Neil Murphy, cromer,
I recently had to explain to an employee on average earnings, why a third of her sales commission disappeared in tax. She thought i had made a mistake. I then explained about employers nic, which reduced what the company could afford to pay her by a further 10%, making an effective 43% tax rate. She was horrified. Now that the cost of living is rising, I think we are reaching the point where ordinary people are beginning to think that the government tax take is too high.
andrew, swindon, uk
"The state is on the march, in search of ever more cash to oil its creaking machinery"
And to subsidise the folly of private enterprise, to the tune of tens of billions in the case of Northern Rock..
I wonder if the exchequors of Ireland, Switzerland or Liechtenstein would be able to cover those kinds of liabilities, or inject the kind of liquidity into the banking system that the Bank of England and ECB were obliged to provide.

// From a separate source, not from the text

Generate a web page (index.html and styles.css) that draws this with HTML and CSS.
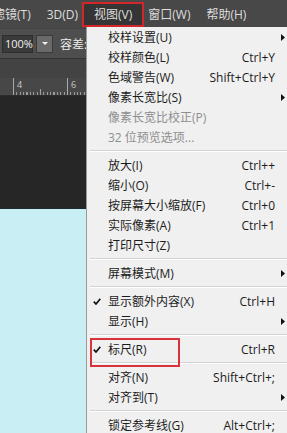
FILE: index.html
```html
<!DOCTYPE html>
<html lang="zh-CN">
<head>
<meta charset="utf-8">
<title>视图菜单</title>
<link rel="stylesheet" href="styles.css">
</head>
<body>
<div class="screen">
  <div class="menubar">
    <span class="mb-item first">滤镜(T)</span>
    <span class="mb-item">3D(D)</span>
    <span class="mb-item active">视图(V)</span>
    <span class="mb-item">窗口(W)</span>
    <span class="mb-item">帮助(H)</span>
  </div>
  <div class="optbar">
    <div class="zoomfield">100%</div>
    <div class="ddbtn"><svg width="6" height="3" viewBox="0 0 6 3"><polygon points="0,0 6,0 3,3" fill="#f2f2f2"/></svg></div>
    <span class="optlabel">容差:</span>
  </div>
  <div class="tabbar"></div>
  <div class="ruler">
    <div class="unit"><span class="lbl">4</span><span class="half"></span></div>
    <div class="unit"><span class="lbl">6</span><span class="half"></span></div>
  </div>
  <div class="darkcanvas"></div>
  <div class="cyancanvas"></div>

  <div class="dropdown">
    <div class="item"><span class="chk"></span><span class="lab">校样设置(U)</span><span class="sc"></span><span class="arr"><svg width="4" height="7" viewBox="0 0 4 7"><polygon points="0,0 4,3.5 0,7" fill="#111"/></svg></span></div>
    <div class="item"><span class="chk"></span><span class="lab">校样颜色(L)</span><span class="sc">Ctrl+Y</span><span class="arr"></span></div>
    <div class="item"><span class="chk"></span><span class="lab">色域警告(W)</span><span class="sc">Shift+Ctrl+Y</span><span class="arr"></span></div>
    <div class="item"><span class="chk"></span><span class="lab">像素长宽比(S)</span><span class="sc"></span><span class="arr"><svg width="4" height="7" viewBox="0 0 4 7"><polygon points="0,0 4,3.5 0,7" fill="#111"/></svg></span></div>
    <div class="item disabled"><span class="chk"></span><span class="lab">像素长宽比校正(P)</span><span class="sc"></span><span class="arr"></span></div>
    <div class="item disabled"><span class="chk"></span><span class="lab">32 位预览选项...</span><span class="sc"></span><span class="arr"></span></div>
    <div class="sep"></div>
    <div class="item"><span class="chk"></span><span class="lab">放大(I)</span><span class="sc">Ctrl++</span><span class="arr"></span></div>
    <div class="item"><span class="chk"></span><span class="lab">缩小(O)</span><span class="sc">Ctrl+-</span><span class="arr"></span></div>
    <div class="item"><span class="chk"></span><span class="lab">按屏幕大小缩放(F)</span><span class="sc">Ctrl+0</span><span class="arr"></span></div>
    <div class="item"><span class="chk"></span><span class="lab">实际像素(A)</span><span class="sc">Ctrl+1</span><span class="arr"></span></div>
    <div class="item"><span class="chk"></span><span class="lab">打印尺寸(Z)</span><span class="sc"></span><span class="arr"></span></div>
    <div class="sep"></div>
    <div class="item"><span class="chk"></span><span class="lab">屏幕模式(M)</span><span class="sc"></span><span class="arr"><svg width="4" height="7" viewBox="0 0 4 7"><polygon points="0,0 4,3.5 0,7" fill="#111"/></svg></span></div>
    <div class="sep"></div>
    <div class="item"><span class="chk"><svg width="8" height="7" viewBox="0 0 8 7"><path d="M0.8 3.6 L3 6 L7.3 0.8" fill="none" stroke="#111" stroke-width="1.7"/></svg></span><span class="lab">显示额外内容(X)</span><span class="sc">Ctrl+H</span><span class="arr"></span></div>
    <div class="item"><span class="chk"></span><span class="lab">显示(H)</span><span class="sc"></span><span class="arr"><svg width="4" height="7" viewBox="0 0 4 7"><polygon points="0,0 4,3.5 0,7" fill="#111"/></svg></span></div>
    <div class="sep"></div>
    <div class="item marked"><span class="chk"><svg width="8" height="7" viewBox="0 0 8 7"><path d="M0.8 3.6 L3 6 L7.3 0.8" fill="none" stroke="#111" stroke-width="1.7"/></svg></span><span class="lab">标尺(R)</span><span class="sc">Ctrl+R</span><span class="arr"></span></div>
    <div class="sep"></div>
    <div class="item"><span class="chk"></span><span class="lab">对齐(N)</span><span class="sc">Shift+Ctrl+;</span><span class="arr"></span></div>
    <div class="item"><span class="chk"></span><span class="lab">对齐到(T)</span><span class="sc"></span><span class="arr"><svg width="4" height="7" viewBox="0 0 4 7"><polygon points="0,0 4,3.5 0,7" fill="#111"/></svg></span></div>
    <div class="sep"></div>
    <div class="item"><span class="chk"></span><span class="lab">锁定参考线(G)</span><span class="sc">Alt+Ctrl+;</span><span class="arr"></span></div>
  </div>
</div>
</body>
</html>
```

FILE: styles.css
```css
* { box-sizing: border-box; }
html, body { margin: 0; padding: 0; }
body {
  font-family: "Open Sans", "Noto Sans CJK SC", sans-serif;
  font-size: 12px;
  background: #262626;
}
.screen {
  position: relative;
  width: 287px;
  height: 433px;
  overflow: hidden;
  display: flex;
  flex-direction: column;
}
.menubar {
  height: 28px;
  flex: none;
  background: #484848;
  display: flex;
  align-items: center;
  color: #dedede;
  white-space: nowrap;
}
.mb-item {
  height: 17px;
  line-height: 17px;
  padding: 0 8px;
  flex: none;
}
.mb-item.first { margin-left: -15px; }
.mb-item.active {
  background: #353535;
  outline: 2px solid #d3262b;
  outline-offset: 2px;
  box-shadow: 0 0 0 2px #353535;
}
.optbar {
  height: 31px;
  flex: none;
  background: #4e4e4e;
  border-top: 1px solid #434343;
  border-bottom: 1px solid #333;
  display: flex;
  align-items: center;
  padding-left: 2px;
  white-space: nowrap;
}
.zoomfield {
  width: 31px;
  height: 18px;
  background: #3a3a3a;
  border: 1px solid #2e2e2e;
  color: #f0f0f0;
  font-size: 11px;
  line-height: 16px;
  padding-left: 2px;
}
.ddbtn {
  width: 17px;
  height: 18px;
  margin-left: 3px;
  background: #6a6a6a;
  border: 1px solid #3a3a3a;
  display: flex;
  align-items: center;
  justify-content: center;
}
.optlabel {
  margin-left: 7px;
  color: #ececec;
}
.tabbar {
  height: 19px;
  flex: none;
  background: #434343;
}
.ruler {
  height: 18px;
  flex: none;
  background-color: #474747;
  background-image: repeating-linear-gradient(90deg, #9a9a9a 0 1px, transparent 1px 3.375px);
  background-size: 100% 3px;
  background-position: 13px 100%;
  background-repeat: no-repeat;
  display: flex;
  padding-left: 13px;
  border-bottom: 1px solid #2c2c2c;
}
.unit {
  width: 54px;
  flex: none;
  border-left: 1px solid #a8a8a8;
  color: #c8c8c8;
  font-size: 9px;
  line-height: 12px;
  padding-left: 3px;
  padding-top: 1px;
  display: flex;
}
.half {
  margin-left: auto;
  margin-right: 26px;
  align-self: flex-end;
  width: 1px;
  height: 6px;
  background: #a0a0a0;
}
.darkcanvas {
  height: 113px;
  flex: none;
  background: #262626;
  border-bottom: 1px solid #1c2a30;
}
.cyancanvas {
  flex: 1;
  background: #c9eff4;
}

/* dropdown menu */
.dropdown {
  position: absolute;
  left: 86px;
  top: 27px;
  width: 212px;
  height: 420px;
  background: #f0f0f0;
  border-left: 1px solid #9a9a9a;
  color: #1c1c1c;
  white-space: nowrap;
}
.item {
  position: relative;
  height: 20px;
  display: flex;
  align-items: center;
}
.item.disabled { color: #8e8e8e; }
.chk {
  width: 21px;
  flex: none;
  display: flex;
  align-items: center;
  padding-left: 6px;
}
.lab { flex: 1; }
.sc { flex: none; }
.arr {
  width: 23px;
  flex: none;
  display: flex;
  align-items: center;
  padding-left: 6px;
}
.sep {
  height: 8px;
  margin-left: 3px;
  border-top: 3px solid transparent;
  background: linear-gradient(#d2d2d2 0 1px, #ffffff 1px 2px, transparent 2px);
}
.item.marked::after {
  content: "";
  position: absolute;
  left: 3px;
  top: -1px;
  width: 86px;
  height: 25px;
  border: 2px solid #d8333a;
}
```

Maybe European governments should allow irresponsibly run private enterprises to die by their free market swords, instead of heeding the hysterical cries for state intervention, but only when it suits the men on yachts.
Marcos, London, UK
If the UK really had a top rate of tax at 40% the UK would be in a much better position. But a UK domiciled company directors pay 40% tax and 1% NI plus 12.8% employers NI on top. A direct tax rate of nearly 50%. My motivation for leaving the UK was the effective 80% tax I was paying when I took into account all the indirect taxes demanded. VAT, Uniform Business Rates, Council Tax, Fuel duty, Air passenger Duty, Insurance tax, Import duty, alcohol tax, land fill tax, stamp duty, Road fund tax, Speed Camera tax, Parking taxes. Pension regulator tax, Companies House late fees tax. Capital gains tax on second homes and eventually Death duty at 40% of what's left.
Stamp duty is extremely onerous. At 5% is it paid out of taxed income and houses in the SE are at least twice the price of similar houses in most other countries. Thus before tax stamp duty amounts to 20% of the price of a similar home abroad. If you buy a home at 6 times earnings the cost of moving is prohibitive.